Recorded information =
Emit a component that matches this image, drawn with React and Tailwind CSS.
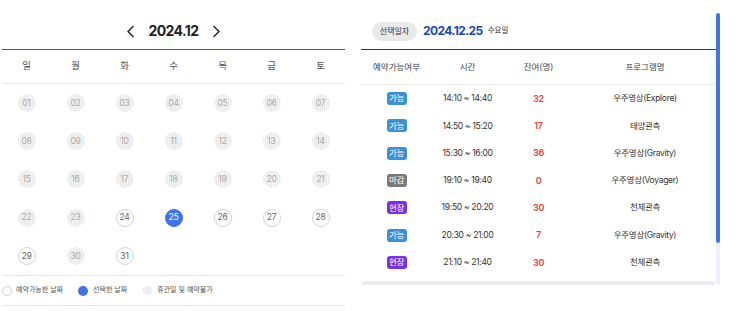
import React from "react";

const font = { fontFamily: "Inter, 'Noto Sans CJK KR', sans-serif" };

const weekdays = ["일", "월", "화", "수", "목", "금", "토"];
const available = new Set([24, 26, 27, 28, 29, 31]);
const selected = 25;

const rows = [
  { s: "가능", t: "14:10 ~ 14:40", n: "32", p: "우주영상(Explore)" },
  { s: "가능", t: "14:50 ~ 15:20", n: "17", p: "태양관측" },
  { s: "가능", t: "15:30 ~ 16:00", n: "36", p: "우주영상(Gravity)" },
  { s: "마감", t: "19:10 ~ 19:40", n: "0", p: "우주영상(Voyager)" },
  { s: "현장", t: "19:50 ~ 20:20", n: "30", p: "천체관측" },
  { s: "가능", t: "20:30 ~ 21:00", n: "7", p: "우주영상(Gravity)" },
  { s: "현장", t: "21:10 ~ 21:40", n: "30", p: "천체관측" },
];

const badgeCls = {
  가능: "bg-[#3d8fd6]",
  마감: "bg-[#7a7a7a]",
  현장: "bg-[#7b2fe6]",
};

const stripe =
  "bg-[repeating-linear-gradient(90deg,#e9e9e9_0px,#e9e9e9_1px,#f4f4f4_1px,#f4f4f4_2px)]";

function DateCell({ d }) {
  if (!d) return <div className="h-[38px]" />;
  let cls;
  if (d === selected) cls = "bg-[#3f72f2] text-white border border-[#3f72f2]";
  else if (available.has(d)) cls = "bg-white text-[#666] border border-[#d2d2d2]";
  else cls = `${stripe} text-[#aaa]`;
  return (
    <div className="h-[38px] flex items-center justify-center">
      <div
        className={`w-[18px] h-[18px] rounded-full flex items-center justify-center text-[8.5px] leading-none tracking-[-0.2px] ${cls}`}
      >
        {String(d).padStart(2, "0")}
      </div>
    </div>
  );
}

function Chevron({ dir }) {
  return (
    <svg width="9" height="13" viewBox="0 0 9 13" fill="none">
      <path
        d={dir === "l" ? "M7.5 1 L2 6.5 L7.5 12" : "M1.5 1 L7 6.5 L1.5 12"}
        stroke="#222"
        strokeWidth="1.4"
      />
    </svg>
  );
}

export default function App() {
  const days = Array.from({ length: 31 }, (_, i) => i + 1);
  const cells = [...days, null, null, null, null];
  return (
    <div style={font} className="w-[743px] h-[311px] bg-white flex overflow-hidden">
      {/* Left calendar */}
      <div className="ml-[2px] w-[343px] flex flex-col">
        <div className="h-[50px] flex items-end justify-center pb-[11px] gap-[14px] border-b border-[#555]">
          <Chevron dir="l" />
          <span className="text-[14px] font-bold text-[#222] tracking-[-0.6px] leading-none">
            2024.12
          </span>
          <Chevron dir="r" />
        </div>
        <div className="h-[34px] grid grid-cols-7 border-b border-[#e6e6e6]">
          {weekdays.map((w) => (
            <div key={w} className="flex items-center justify-center text-[9.5px] text-[#555]">
              {w}
            </div>
          ))}
        </div>
        <div className="grid grid-cols-7 h-[191px]">
          {cells.map((d, i) => (
            <DateCell key={i} d={d} />
          ))}
        </div>
        <div className="h-[31px] flex items-center border-y border-[#e6e6e6] text-[7px] text-[#555]">
          <div className="w-[10px] h-[10px] rounded-full border border-[#cfcfcf] bg-white" />
          <span className="ml-[4px]">예약가능한 날짜</span>
          <div className="ml-[15px] w-[10px] h-[10px] rounded-full bg-[#3f72f2]" />
          <span className="ml-[5px]">선택한 날짜</span>
          <div className={`ml-[16px] w-[9px] h-[9px] rounded-full ${stripe}`} />
          <span className="ml-[5px]">휴관일 및 예약불가</span>
        </div>
      </div>

      {/* Right list */}
      <div className="ml-[16px] w-[355px] flex flex-col">
        <div className="h-[50px] flex items-center pt-[13px] border-b border-[#333]">
          <div className="ml-[11px] w-[45px] h-[19px] rounded-full bg-[#e9e9e9] flex items-center justify-center text-[8px] text-[#333]">
            선택일자
          </div>
          <span className="ml-[6px] text-[12px] font-bold text-[#1c44c8] tracking-[-0.6px] leading-none">
            2024.12.25
          </span>
          <span className="ml-[5px] text-[7.5px] text-[#333]">수요일</span>
        </div>
        <div className="h-[35px] grid grid-cols-[20%_20%_20%_40%] border-b border-[#ececec] text-[8.5px] text-[#444]">
          <div className="flex items-center justify-center">예약가능여부</div>
          <div className="flex items-center justify-center">시간</div>
          <div className="flex items-center justify-center">잔여(명)</div>
          <div className="flex items-center justify-center">프로그램명</div>
        </div>
        {rows.map((r, i) => (
          <div
            key={i}
            className="h-[27.3px] grid grid-cols-[20%_20%_20%_40%] text-[8.5px] text-[#333] tracking-[-0.3px]"
          >
            <div className="flex items-center justify-center">
              <div
                className={`w-[20px] h-[13px] rounded-[3px] text-white text-[8.5px] flex items-center justify-center leading-none ${badgeCls[r.s]}`}
              >
                {r.s}
              </div>
            </div>
            <div className="flex items-center justify-center">{r.t}</div>
            <div className="flex items-center justify-center text-[#f23a3a] font-semibold text-[9px]">
              {r.n}
            </div>
            <div className="flex items-center justify-center">{r.p}</div>
          </div>
        ))}
        <div className="mt-[5px] mx-[1px] h-[4px] rounded-t-[4px] bg-[#ebebeb]" />
      </div>

      {/* Scrollbar */}
      <div className="mt-[13px] w-[4px] h-[272px] bg-[#eaf0fe] rounded-full flex flex-col">
        <div className="h-[230px] rounded-full bg-[#4272f7]" />
      </div>
    </div>
  );
}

Problem statement = Repeat only what lies between the start of the data and the end of the line containing "const selected = 25;", exactly, with pictures left out.

Full response =
Emit a component that matches this image, drawn with React and Tailwind CSS.
import React from "react";

const font = { fontFamily: "Inter, 'Noto Sans CJK KR', sans-serif" };

const weekdays = ["일", "월", "화", "수", "목", "금", "토"];
const available = new Set([24, 26, 27, 28, 29, 31]);
const selected = 25;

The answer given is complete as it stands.